Booking my ticket for The Seventh Annual Mama Alto Holiday Special now. Join us.

Chris Wenn
Noise maker and overthinker


Chris Wenn. Photo by Ezekiel Rodofili

Favourite moments in 2018
There's no single moment that excited me quite as much as the feeling that we've reached a tipping point of invention and fertility within the independent sector . There was such an incredible amount and range of work presented by independent artists and companies in 2019. There was tremendous work to see from new, emerging,and established creators, and from sectors of our community that have gone unrecognised for too long. In the world outside of the major performing arts companies, we have had to build a level of resilience and self-sufficiency that can stand against the inconstancy of grant schemes. The Brandis 'reforms' and Fifield 'restoration' have only proved that we are, and always will be, a target for cuts and culture war. I am immensely proud of the way our community supports each other: through fundraising, crowdfunding, donations of time and material and effort, and a myriad other ways. Can't stop, won't stop.

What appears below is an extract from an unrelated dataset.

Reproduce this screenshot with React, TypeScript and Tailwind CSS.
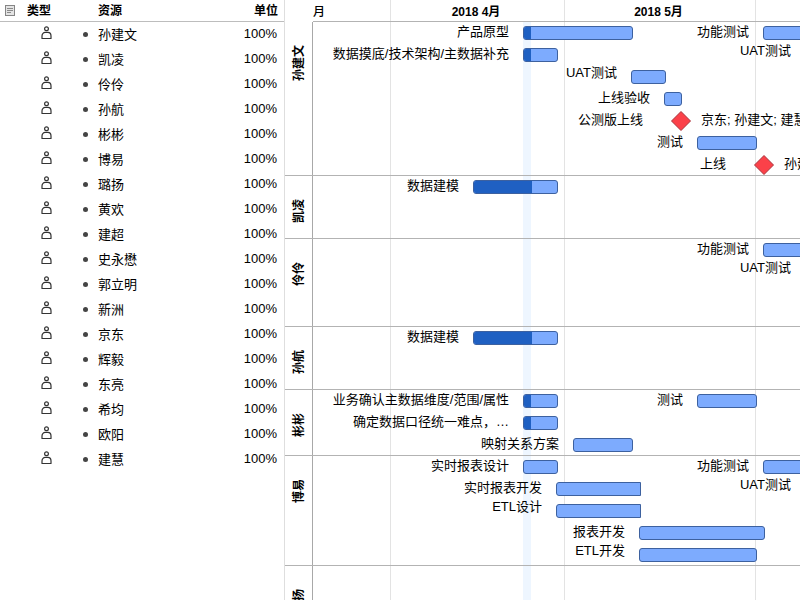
import React from "react";

type Task = {
  label: string;
  start: number;
  end: number;
  done?: number;
  milestone?: boolean;
  continues?: boolean;
  assigned?: string;
};

type Lane = { name: string; height: string; rows: Task[][] };

const resources = [
  "孙建文", "凯凌", "伶伶", "孙航", "彬彬", "博易", "璐扬", "黄欢", "建超",
  "史永懋", "郭立明", "新洲", "京东", "辉毅", "东亮", "希均", "欧阳", "建慧",
];

// Horizontal positions are distances from the left edge of the time axis.
const lanes: Lane[] = [
  {
    name: "孙建文",
    height: "h-[154px]",
    rows: [
      [
        { label: "产品原型", start: 210, end: 320, done: 8 },
        { label: "功能测试", start: 450, end: 510 },
      ],
      [
        { label: "数据摸底/技术架构/主数据补充", start: 210, end: 245, done: 8 },
        { label: "UAT测试", start: 492, end: 527 },
      ],
      [{ label: "UAT测试", start: 318, end: 353 }],
      [{ label: "上线验收", start: 351, end: 369 }],
      [{ label: "公测版上线", start: 358, end: 378, milestone: true, assigned: "京东; 孙建文; 建慧" }],
      [{ label: "测试", start: 384, end: 444 }],
      [{ label: "上线", start: 441, end: 461, milestone: true, assigned: "孙建文" }],
    ],
  },
  {
    name: "凯凌",
    height: "h-[63px]",
    rows: [[{ label: "数据建模", start: 160, end: 245, done: 59 }]],
  },
  {
    name: "伶伶",
    height: "h-[88px]",
    rows: [
      [{ label: "功能测试", start: 450, end: 510 }],
      [{ label: "UAT测试", start: 492, end: 527 }],
    ],
  },
  {
    name: "孙航",
    height: "h-[63px]",
    rows: [[{ label: "数据建模", start: 160, end: 245, done: 59 }]],
  },
  {
    name: "彬彬",
    height: "h-[66px]",
    rows: [
      [
        { label: "业务确认主数据维度/范围/属性", start: 210, end: 245, done: 8 },
        { label: "测试", start: 384, end: 444 },
      ],
      [{ label: "确定数据口径统一难点，…", start: 210, end: 245, done: 8 }],
      [{ label: "映射关系方案", start: 260, end: 320 }],
    ],
  },
  {
    name: "博易",
    height: "h-[110px]",
    rows: [
      [
        { label: "实时报表设计", start: 210, end: 245 },
        { label: "功能测试", start: 450, end: 510 },
      ],
      [
        { label: "实时报表开发", start: 243, end: 328, continues: true },
        { label: "UAT测试", start: 492, end: 527 },
      ],
      [{ label: "ETL设计", start: 243, end: 328, continues: true }],
      [{ label: "报表开发", start: 326, end: 452 }],
      [{ label: "ETL开发", start: 326, end: 444 }],
    ],
  },
  { name: "璐扬", height: "h-[88px]", rows: [] },
];

function NotesIcon() {
  return (
    <svg width="11" height="12" viewBox="0 0 11 12" className="block" aria-hidden="true">
      <rect x="0.5" y="0.5" width="9" height="10" fill="#e4e4e4" stroke="#858585" />
      <path d="M2 3.5h6M2 5.5h6M2 7.5h4" stroke="#8a8a8a" />
    </svg>
  );
}

function PersonIcon() {
  return (
    <svg width="11" height="14" viewBox="0 0 11 14" className="block" fill="none" stroke="#333" strokeWidth="1.2" aria-hidden="true">
      <circle cx="5.5" cy="2.7" r="1.9" />
      <path d="M1 12.5V10C1 7.6 2.6 6.4 4.2 6.4H6.8C8.4 6.4 10 7.6 10 10v2.5z" strokeLinejoin="round" />
    </svg>
  );
}

function Diamond() {
  return (
    <svg width="20" height="20" viewBox="0 0 20 20" className="block shrink-0" aria-hidden="true">
      <path d="M10 0.5 19.5 10 10 19.5 0.5 10z" fill="#fb4149" stroke="#a8323a" />
    </svg>
  );
}

function ResourceTable() {
  return (
    <table className="w-full table-fixed border-separate border-spacing-0">
      <colgroup>
        <col className="w-[27px]" />
        <col className="w-[53px]" />
        <col />
        <col className="w-[80px]" />
      </colgroup>
      <thead className="text-xs font-bold">
        <tr className="h-[22px] text-left">
          <th className="border-b border-[#bdbdbd] p-0 pl-[5px]"><NotesIcon /></th>
          <th className="border-b border-[#bdbdbd] p-0">类型</th>
          <th className="border-b border-[#bdbdbd] p-0 pl-[18px]">资源</th>
          <th className="border-b border-[#bdbdbd] p-0 pr-[6px] text-right">单位</th>
        </tr>
      </thead>
      <tbody>
        {resources.map((name) => (
          <tr key={name} className="h-[25px]">
            <td className="p-0" />
            <td className="p-0 pb-[3px] pl-[14px]"><PersonIcon /></td>
            <td className="p-0">
              <div className="flex items-center gap-[10px] pl-[3px] leading-5">
                <span className="size-[5px] rounded-full bg-[#444]" />
                {name}
              </div>
            </td>
            <td className="p-0 pb-[2px] pr-[7px] text-right leading-5">100%</td>
          </tr>
        ))}
      </tbody>
    </table>
  );
}

function Bar({ task }: { task: Task }) {
  return (
    <div
      className={`mt-1 h-[14px] shrink-0 overflow-hidden border border-[#3d619f] bg-[#7dabfe] ${task.continues ? "rounded-l-[3px]" : "rounded-[3px]"}`}
      style={{ width: task.end - task.start }}
    >
      {task.done && (
        <div className="-mt-px -ml-px h-[14px] bg-[#1f60c2]" style={{ width: task.done }} />
      )}
    </div>
  );
}

function TaskRow({ tasks }: { tasks: Task[] }) {
  return (
    <div className="flex h-[22px] items-start whitespace-nowrap">
      {tasks.map((task, i) => {
        const from = i === 0 ? 0 : tasks[i - 1].end;
        const latin = /^[A-Z]/.test(task.label);
        return (
          <React.Fragment key={task.label}>
            <span
              className={`shrink-0 text-right ${latin ? "leading-[14px]" : "leading-5"} ${task.milestone ? "pr-7" : "pr-[14px]"}`}
              style={{ width: task.start - from }}
            >
              {task.label}
            </span>
            {task.milestone ? (
              <div className="flex gap-[10px] pt-px">
                <Diamond />
                <span className="leading-[18px]">{task.assigned}</span>
              </div>
            ) : (
              <Bar task={task} />
            )}
          </React.Fragment>
        );
      })}
    </div>
  );
}

function Timeline() {
  return (
    <section className="relative min-w-0 flex-1 overflow-hidden">
      <div className="pointer-events-none absolute inset-y-0 right-0 left-7" aria-hidden="true">
        <div className="absolute top-[22px] bottom-0 left-[210px] w-2 bg-[#eef6ff]" />
        <div className="absolute inset-y-0 left-[77px] w-px bg-[#e3e3e3]" />
        <div className="absolute inset-y-0 left-[251px] w-px bg-[#e3e3e3]" />
        <div className="absolute inset-y-0 left-[442px] w-px bg-[#e3e3e3]" />
      </div>
      <header className="relative ml-7 flex h-[22px] border-b border-[#b3b3b3] text-center text-xs leading-6 font-bold whitespace-nowrap">
        <div className="w-[76px] shrink-0 text-left font-medium">月</div>
        <div className="w-[174px] shrink-0">2018 4月</div>
        <div className="w-[191px] shrink-0">2018 5月</div>
      </header>
      <div className="relative">
        {lanes.map((lane) => (
          <div key={lane.name} className={`flex border-b border-[#b3b3b3] ${lane.height}`}>
            <div className="flex w-7 shrink-0 items-start justify-center border-r border-[#a8a8a8] pt-[23px]">
              <h2 className="rotate-180 text-xs font-bold whitespace-nowrap [text-orientation:sideways] [writing-mode:vertical-rl]">
                {lane.name}
              </h2>
            </div>
            <div className="min-w-0 flex-1">
              {lane.rows.map((tasks, i) => (
                <TaskRow key={i} tasks={tasks} />
              ))}
            </div>
          </div>
        ))}
      </div>
    </section>
  );
}

export default function App() {
  return (
    <main
      lang="zh-CN"
      className="flex h-screen overflow-hidden bg-white font-['Liberation_Sans','Noto_Sans_CJK_SC',sans-serif] text-[13px] text-black"
    >
      <aside className="w-[285px] shrink-0 border-r border-[#dedede]">
        <ResourceTable />
      </aside>
      <Timeline />
    </main>
  );
}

Looking forward to in 2019
I'm looking forward to more work! More work by and for children and young people, more work by and for Indigenous people, more work by and for queer and non-binary people, more work by and for migrants and non-English speaking audiences. I want to see more work that challenges conventions and assumptions and what it means to make and witness art. I want to see work that reflects the strength and diversity of this global city, that engages audiences in new ways, that deploys technology and creativity in new spaces and old.

SM: Sound designers are such an important part of a design team and we don't talk about them any where near enough. Next year, I will listen to shows more. Chris was part of an amazing design team for Colder at Red Stitch. I mentioned the stage and the lighting designer and not Chris – but as I think back on the show, I can still hear it.